WASHINGTON — The House is scheduled to be back in session Wednesday with a vote expected in the evening on a spending package that, if approved and signed by President Trump, will end the longest government shutdown in U.S. history.
The legislation, which the Senate passed Monday night, is expected to narrowly pass the House, where Republicans hold a slim majority. House Democrats are largely anticipated to oppose the deal, which does not include a core demand: an extension to Affordable Care Act healthcare tax credits that are set to expire at the end of the year.
Speaker Mike Johnson (R-La.) said he believes the deal is poised to pass by the end of the day.
“We believe the long national nightmare will be over tonight,” Johnson told reporters in Washington. “It was completely and utterly foolish and pointless.”
Trump has indicated he will sign the bill into law as soon as it reaches his desk — a commitment the White House reiterated on Wednesday ahead of the floor vote.
“President Trump looks forward to finally ending this devastating Democrat shutdown with his signature and we hope that signing will take place later tonight,” White House Press Secretary Karoline Leavitt said at a news briefing.
House Democrats met ahead of the floor vote, and discussed plans to force a vote on extending the expiring healthcare tax credits for three years.
House Minority Leader Hakeem Jeffries told reporters Wednesday that he would push for a petition that would force the floor vote, though it is unclear whether it would have enough support from Republicans. To force a floor vote, the petition needs 218 signatures.
If the tax credits expire, premiums will more than double on average for more than 20 million Americans who use the healthcare marketplace, according to independent analysts at the research firm KFF.
The spending bill, if approved, will fund the government through Jan. 30 and reinstate federal workers who were laid off during the shutdown. It will also guarantee back pay for federal employees who were furloughed or who were working without pay during the budget impasse.
Passage of the bill would mark a crucial moment on the 43rd day of the shutdown, which left thousands of federal workers without pay, millions of Americans uncertain on whether they would receive food assistance and travelers facing delays at airports across the country.
Ahead of the floor vote, House Democrats were still trying to find ways to consider a vote to extend the expiring healthcare subsidies.
House Democrats have also criticized a provision in the funding bill that would allow senators to sue the federal government if their phone records are obtained without them being notified.
The provision, which is retroactive to 2022, appears to be tailored for eight Republican senators who last month found their phone records have been accessed as part of a Biden-era investigation into the attack on the U.S. Capitol on Jan. 6, 2021.
Some House Republicans were caught off guard by the provision.
House Appropriations Chair Tom Cole (R-Okla.) said at a committee hearing on Tuesday night that he was “surprised” to see the language tucked in the bill, but said he still supported a bill to end the shutdown.

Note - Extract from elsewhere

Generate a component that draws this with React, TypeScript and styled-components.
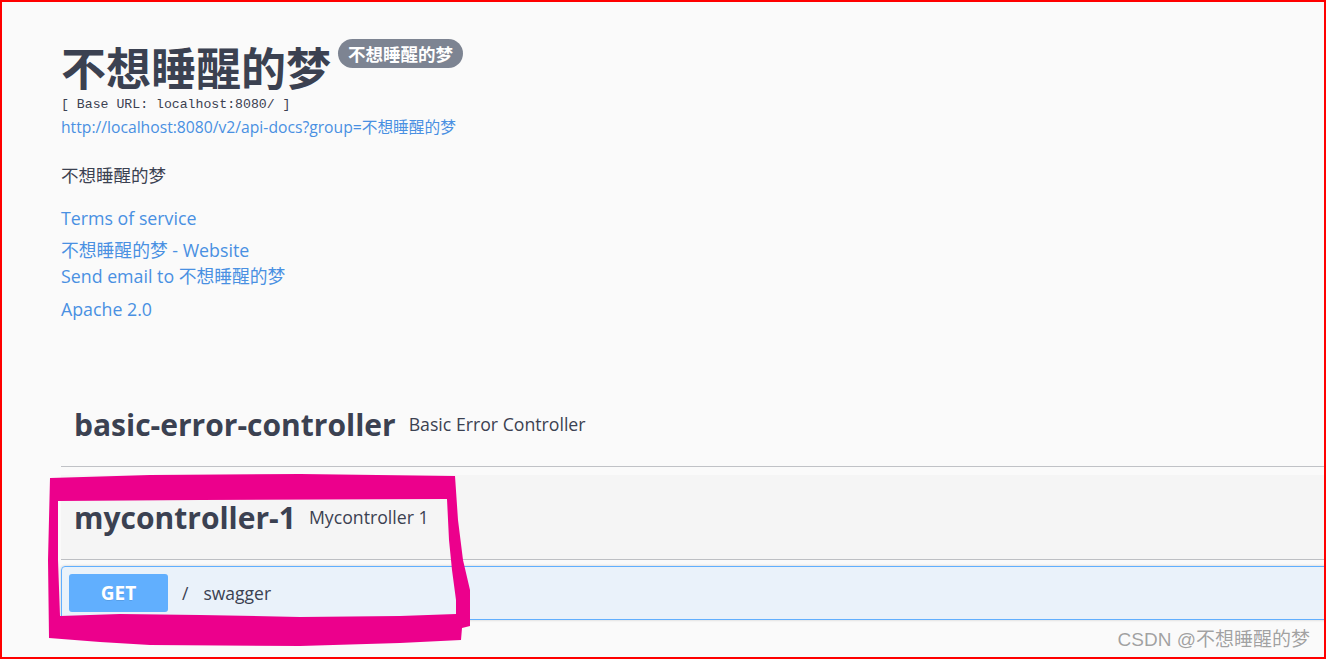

“Do I think it needs to be in the funding bill? Not particularly,” Cole said. “But do I think getting the government open is important? Yes I do.”
A final vote is expected to begin after 4 p.m. EST — after Johnson swears in Adelita Grijalva (D-Ariz.), who was elected seven weeks ago. Once sworn in, Grijalva is set to become the final vote needed to force a floor vote on a petition demanding the Trump administration release files connected to Jeffrey Epstein.
The swearing-in ceremony will soon lay the groundwork for a House vote that Trump has long tried to avoid. It would come as the Epstein saga was reignited on Wednesday morning when Democrats on the House Oversight Committee released new emails in which the late sex trafficker said Trump “spent hours” with a victim at his house and Trump “knew about the girls.”
The emails were part of a trove of 23,000 documents from Epstein’s estate released to the committee. House Republicans publicly released all the records shortly after Democrats released some of the emails.
Trump addressed the emails directly in a social media post in which he accused Democrats of “trying to bring up the Jeffrey Epstein Hoax again because of how badly they’ve done on the Shutdown.”
“There should be no deflections to Epstein or anything else, and any Republicans involved should be focused only on opening our Country, and fixing the massive damage caused by the Democrats!” Trump wrote.